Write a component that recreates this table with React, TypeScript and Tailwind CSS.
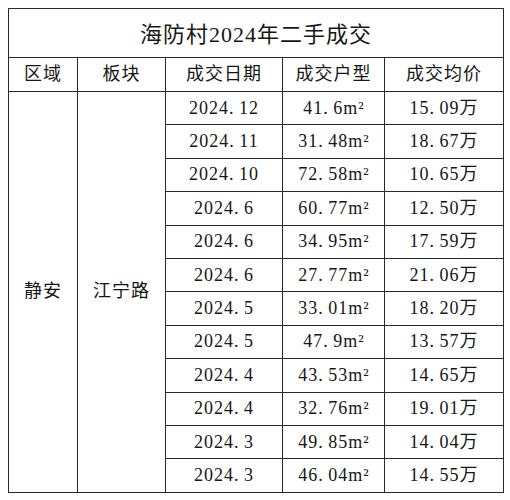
import React from 'react';

const rows = [
  ['2024.12', '41.6', '15.09'],
  ['2024.11', '31.48', '18.67'],
  ['2024.10', '72.58', '10.65'],
  ['2024.6', '60.77', '12.50'],
  ['2024.6', '34.95', '17.59'],
  ['2024.6', '27.77', '21.06'],
  ['2024.5', '33.01', '18.20'],
  ['2024.5', '47.9', '13.57'],
  ['2024.4', '43.53', '14.65'],
  ['2024.4', '32.76', '19.01'],
  ['2024.3', '49.85', '14.04'],
  ['2024.3', '46.04', '14.55'],
];

const cell = 'border border-[#2a2a2a] text-center align-middle p-0';

// period drawn half-width, as in the original font
const Num = ({ v }: { v: string }) => {
  const [a, b] = v.split('.');
  return (
    <>
      {a}
      <span className="inline-block w-[10px] text-left">.</span>
      {b}
    </>
  );
};

export default function App() {
  return (
    <div className="bg-white w-[510px] h-[500px] pt-[8px] pl-[8px]">
      <table
        className="table-fixed border-collapse text-[#161616] w-[495px] text-[18px] tracking-[1px]"
        style={{ fontFamily: '"Liberation Serif", "Noto Sans CJK SC", serif' }}
      >
        <colgroup>
          <col className="w-[69px]" />
          <col className="w-[88px]" />
          <col className="w-[117px]" />
          <col className="w-[102px]" />
          <col className="w-[119px]" />
        </colgroup>
        <tbody>
          <tr className="h-[49px]">
            <td colSpan={5} className={`${cell} text-[22px] pt-[2px]`}>
              海防村2024年二手成交
            </td>
          </tr>
          <tr className="h-[34px]">
            <td className={cell}>区域</td>
            <td className={cell}>板块</td>
            <td className={cell}>成交日期</td>
            <td className={cell}>成交户型</td>
            <td className={cell}>成交均价</td>
          </tr>
          {rows.map(([date, area, price], i) => (
            <tr key={i} className="h-[33.4px]">
              {i === 0 && (
                <>
                  <td rowSpan={12} className={cell}>静安</td>
                  <td rowSpan={12} className={cell}>江宁路</td>
                </>
              )}
              <td className={cell}>
                <Num v={date} />
              </td>
              <td className={cell}>
                <Num v={area} />m<span className="tracking-normal">²</span>
              </td>
              <td className={cell}>
                <Num v={price} />万
              </td>
            </tr>
          ))}
        </tbody>
      </table>
    </div>
  );
}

**Stated exercise:** Every line of the material is to be quoted exactly, with no pictures carried over.

**Output of the exercise:**
Write a component that recreates this table with React, TypeScript and Tailwind CSS.
import React from 'react';

const rows = [
  ['2024.12', '41.6', '15.09'],
  ['2024.11', '31.48', '18.67'],
  ['2024.10', '72.58', '10.65'],
  ['2024.6', '60.77', '12.50'],
  ['2024.6', '34.95', '17.59'],
  ['2024.6', '27.77', '21.06'],
  ['2024.5', '33.01', '18.20'],
  ['2024.5', '47.9', '13.57'],
  ['2024.4', '43.53', '14.65'],
  ['2024.4', '32.76', '19.01'],
  ['2024.3', '49.85', '14.04'],
  ['2024.3', '46.04', '14.55'],
];

const cell = 'border border-[#2a2a2a] text-center align-middle p-0';

// period drawn half-width, as in the original font
const Num = ({ v }: { v: string }) => {
  const [a, b] = v.split('.');
  return (
    <>
      {a}
      <span className="inline-block w-[10px] text-left">.</span>
      {b}
    </>
  );
};

export default function App() {
  return (
    <div className="bg-white w-[510px] h-[500px] pt-[8px] pl-[8px]">
      <table
        className="table-fixed border-collapse text-[#161616] w-[495px] text-[18px] tracking-[1px]"
        style={{ fontFamily: '"Liberation Serif", "Noto Sans CJK SC", serif' }}
      >
        <colgroup>
          <col className="w-[69px]" />
          <col className="w-[88px]" />
          <col className="w-[117px]" />
          <col className="w-[102px]" />
          <col className="w-[119px]" />
        </colgroup>
        <tbody>
          <tr className="h-[49px]">
            <td colSpan={5} className={`${cell} text-[22px] pt-[2px]`}>
              海防村2024年二手成交
            </td>
          </tr>
          <tr className="h-[34px]">
            <td className={cell}>区域</td>
            <td className={cell}>板块</td>
            <td className={cell}>成交日期</td>
            <td className={cell}>成交户型</td>
            <td className={cell}>成交均价</td>
          </tr>
          {rows.map(([date, area, price], i) => (
            <tr key={i} className="h-[33.4px]">
              {i === 0 && (
                <>
                  <td rowSpan={12} className={cell}>静安</td>
                  <td rowSpan={12} className={cell}>江宁路</td>
                </>
              )}
              <td className={cell}>
                <Num v={date} />
              </td>
              <td className={cell}>
                <Num v={area} />m<span className="tracking-normal">²</span>
              </td>
              <td className={cell}>
                <Num v={price} />万
              </td>
            </tr>
          ))}
        </tbody>
      </table>
    </div>
  );
}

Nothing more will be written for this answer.